▶ [Task brief] Write out the opening lines of the data word for word, up to and including the line with "w-full rounded-[3px] bg-[#f7f7f7]", and leave every picture and every later line out.
begin
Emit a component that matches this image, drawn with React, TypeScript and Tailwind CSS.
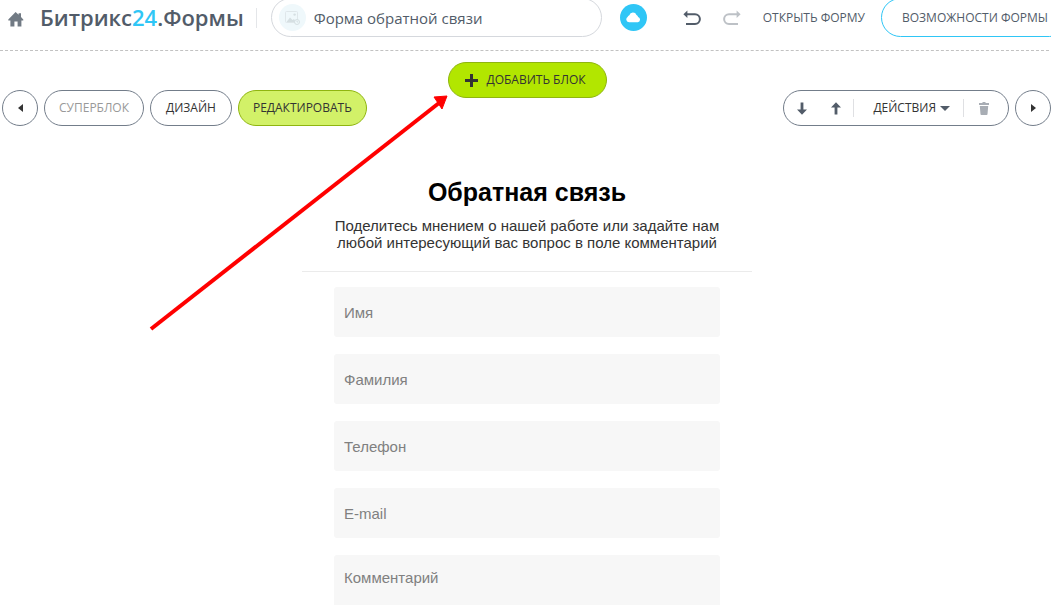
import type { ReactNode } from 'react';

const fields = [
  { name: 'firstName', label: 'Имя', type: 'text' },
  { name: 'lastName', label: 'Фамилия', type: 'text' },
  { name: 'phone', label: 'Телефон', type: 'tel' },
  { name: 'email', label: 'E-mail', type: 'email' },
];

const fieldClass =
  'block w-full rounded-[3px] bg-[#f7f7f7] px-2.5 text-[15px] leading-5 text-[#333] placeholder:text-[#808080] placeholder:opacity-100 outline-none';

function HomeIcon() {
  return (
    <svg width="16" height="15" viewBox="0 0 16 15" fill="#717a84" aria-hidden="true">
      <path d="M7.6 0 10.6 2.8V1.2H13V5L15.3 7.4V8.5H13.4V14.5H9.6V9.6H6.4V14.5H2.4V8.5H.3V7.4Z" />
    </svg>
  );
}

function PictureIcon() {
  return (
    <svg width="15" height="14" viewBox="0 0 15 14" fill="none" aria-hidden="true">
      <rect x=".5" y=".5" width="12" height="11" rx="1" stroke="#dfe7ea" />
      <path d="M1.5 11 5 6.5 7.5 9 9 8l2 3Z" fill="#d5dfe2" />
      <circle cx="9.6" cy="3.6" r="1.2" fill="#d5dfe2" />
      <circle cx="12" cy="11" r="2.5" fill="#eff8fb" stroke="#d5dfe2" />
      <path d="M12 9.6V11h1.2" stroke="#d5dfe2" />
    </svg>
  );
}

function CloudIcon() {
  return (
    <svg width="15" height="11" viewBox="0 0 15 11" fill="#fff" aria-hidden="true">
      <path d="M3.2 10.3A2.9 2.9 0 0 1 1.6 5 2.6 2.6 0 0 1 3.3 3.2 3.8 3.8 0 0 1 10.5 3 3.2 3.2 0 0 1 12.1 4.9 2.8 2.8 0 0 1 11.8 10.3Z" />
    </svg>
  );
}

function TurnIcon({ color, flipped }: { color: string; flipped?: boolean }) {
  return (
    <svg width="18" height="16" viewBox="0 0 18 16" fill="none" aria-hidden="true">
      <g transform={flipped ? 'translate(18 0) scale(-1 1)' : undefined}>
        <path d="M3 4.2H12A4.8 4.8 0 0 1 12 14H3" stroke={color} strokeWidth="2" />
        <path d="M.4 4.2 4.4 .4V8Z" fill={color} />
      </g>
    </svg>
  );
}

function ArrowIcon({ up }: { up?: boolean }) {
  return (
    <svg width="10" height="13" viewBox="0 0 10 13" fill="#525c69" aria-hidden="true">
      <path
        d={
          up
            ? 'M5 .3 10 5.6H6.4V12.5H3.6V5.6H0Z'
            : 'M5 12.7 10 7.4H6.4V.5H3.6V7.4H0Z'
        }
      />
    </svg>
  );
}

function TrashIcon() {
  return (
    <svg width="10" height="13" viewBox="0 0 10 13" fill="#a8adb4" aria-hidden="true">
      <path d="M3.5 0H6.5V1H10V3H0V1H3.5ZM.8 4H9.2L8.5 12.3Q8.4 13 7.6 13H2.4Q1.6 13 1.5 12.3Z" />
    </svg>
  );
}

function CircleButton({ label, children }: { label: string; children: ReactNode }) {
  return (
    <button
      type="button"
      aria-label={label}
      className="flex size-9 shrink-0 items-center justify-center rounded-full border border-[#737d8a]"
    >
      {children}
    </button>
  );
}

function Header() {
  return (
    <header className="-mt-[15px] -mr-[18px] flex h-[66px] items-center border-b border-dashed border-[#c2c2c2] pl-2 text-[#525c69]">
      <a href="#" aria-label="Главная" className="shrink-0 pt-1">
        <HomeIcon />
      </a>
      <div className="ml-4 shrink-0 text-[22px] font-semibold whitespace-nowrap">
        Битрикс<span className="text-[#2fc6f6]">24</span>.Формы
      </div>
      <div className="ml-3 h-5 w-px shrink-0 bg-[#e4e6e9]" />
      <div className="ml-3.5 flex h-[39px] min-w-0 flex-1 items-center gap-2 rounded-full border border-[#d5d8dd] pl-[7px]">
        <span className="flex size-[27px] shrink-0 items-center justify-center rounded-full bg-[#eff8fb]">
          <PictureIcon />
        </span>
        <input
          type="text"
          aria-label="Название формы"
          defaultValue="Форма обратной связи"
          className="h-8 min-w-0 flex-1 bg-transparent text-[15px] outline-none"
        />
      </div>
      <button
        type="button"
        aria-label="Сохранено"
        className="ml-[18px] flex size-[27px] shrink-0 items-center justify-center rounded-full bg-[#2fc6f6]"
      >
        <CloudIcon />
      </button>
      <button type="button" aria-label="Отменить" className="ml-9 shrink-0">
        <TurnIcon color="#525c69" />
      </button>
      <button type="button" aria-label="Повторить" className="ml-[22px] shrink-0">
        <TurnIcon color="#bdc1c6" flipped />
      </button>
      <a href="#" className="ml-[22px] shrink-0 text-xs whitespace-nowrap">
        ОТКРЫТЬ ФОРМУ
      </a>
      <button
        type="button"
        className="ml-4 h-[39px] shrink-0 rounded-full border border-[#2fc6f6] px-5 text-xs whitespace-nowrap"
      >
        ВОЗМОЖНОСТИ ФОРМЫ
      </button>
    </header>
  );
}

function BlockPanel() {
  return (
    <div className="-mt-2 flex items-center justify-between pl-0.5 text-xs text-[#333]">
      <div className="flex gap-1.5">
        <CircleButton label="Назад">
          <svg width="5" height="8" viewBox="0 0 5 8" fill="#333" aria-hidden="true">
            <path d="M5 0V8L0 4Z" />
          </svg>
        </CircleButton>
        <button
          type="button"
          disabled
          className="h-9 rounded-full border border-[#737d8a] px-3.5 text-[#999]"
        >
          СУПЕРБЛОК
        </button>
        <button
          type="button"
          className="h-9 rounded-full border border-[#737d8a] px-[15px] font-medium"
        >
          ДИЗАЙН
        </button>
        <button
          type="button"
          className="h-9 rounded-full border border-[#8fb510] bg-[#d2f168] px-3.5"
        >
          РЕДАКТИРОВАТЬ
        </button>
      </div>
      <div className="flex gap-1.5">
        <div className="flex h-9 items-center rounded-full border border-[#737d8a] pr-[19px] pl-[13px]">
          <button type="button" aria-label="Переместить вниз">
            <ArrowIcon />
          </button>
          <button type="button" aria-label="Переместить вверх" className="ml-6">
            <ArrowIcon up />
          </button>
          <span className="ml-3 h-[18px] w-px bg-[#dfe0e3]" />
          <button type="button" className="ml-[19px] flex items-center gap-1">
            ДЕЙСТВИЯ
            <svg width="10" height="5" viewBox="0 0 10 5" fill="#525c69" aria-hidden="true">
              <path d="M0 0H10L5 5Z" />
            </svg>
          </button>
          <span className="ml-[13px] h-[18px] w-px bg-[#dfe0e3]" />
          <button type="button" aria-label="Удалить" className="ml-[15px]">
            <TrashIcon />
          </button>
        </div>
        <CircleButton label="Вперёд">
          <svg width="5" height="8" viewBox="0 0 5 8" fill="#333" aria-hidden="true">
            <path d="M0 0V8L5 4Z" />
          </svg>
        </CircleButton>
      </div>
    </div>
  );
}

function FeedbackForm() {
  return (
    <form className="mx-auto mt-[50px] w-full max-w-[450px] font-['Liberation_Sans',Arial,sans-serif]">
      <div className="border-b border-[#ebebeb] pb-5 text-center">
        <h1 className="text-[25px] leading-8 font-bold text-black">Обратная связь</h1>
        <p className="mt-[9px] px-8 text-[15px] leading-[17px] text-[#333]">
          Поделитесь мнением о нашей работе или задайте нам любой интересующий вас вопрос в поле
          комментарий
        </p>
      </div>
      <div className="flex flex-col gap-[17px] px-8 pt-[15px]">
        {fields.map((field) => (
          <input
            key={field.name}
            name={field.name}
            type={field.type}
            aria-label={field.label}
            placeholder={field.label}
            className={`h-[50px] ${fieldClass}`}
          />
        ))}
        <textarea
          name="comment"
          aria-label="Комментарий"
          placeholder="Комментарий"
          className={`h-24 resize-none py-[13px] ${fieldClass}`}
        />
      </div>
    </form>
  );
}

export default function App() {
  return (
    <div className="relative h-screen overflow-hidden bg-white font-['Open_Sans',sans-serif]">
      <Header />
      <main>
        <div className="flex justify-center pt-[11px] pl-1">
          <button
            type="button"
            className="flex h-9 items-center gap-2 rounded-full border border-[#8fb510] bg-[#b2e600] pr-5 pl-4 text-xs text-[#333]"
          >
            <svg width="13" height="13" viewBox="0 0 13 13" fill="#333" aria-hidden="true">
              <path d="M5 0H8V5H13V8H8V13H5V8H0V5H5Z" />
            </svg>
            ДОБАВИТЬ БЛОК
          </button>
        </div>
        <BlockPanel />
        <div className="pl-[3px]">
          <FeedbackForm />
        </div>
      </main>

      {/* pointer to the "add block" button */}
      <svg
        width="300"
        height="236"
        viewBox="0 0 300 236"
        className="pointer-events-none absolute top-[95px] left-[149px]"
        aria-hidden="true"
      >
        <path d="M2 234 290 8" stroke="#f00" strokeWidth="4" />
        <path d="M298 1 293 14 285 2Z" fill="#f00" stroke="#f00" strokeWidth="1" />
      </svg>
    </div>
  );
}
end
▶ [Response to this exercise]
Emit a component that matches this image, drawn with React, TypeScript and Tailwind CSS.
import type { ReactNode } from 'react';

const fields = [
  { name: 'firstName', label: 'Имя', type: 'text' },
  { name: 'lastName', label: 'Фамилия', type: 'text' },
  { name: 'phone', label: 'Телефон', type: 'tel' },
  { name: 'email', label: 'E-mail', type: 'email' },
];

const fieldClass =
  'block w-full rounded-[3px] bg-[#f7f7f7] px-2.5 text-[15px] leading-5 text-[#333] placeholder:text-[#808080] placeholder:opacity-100 outline-none';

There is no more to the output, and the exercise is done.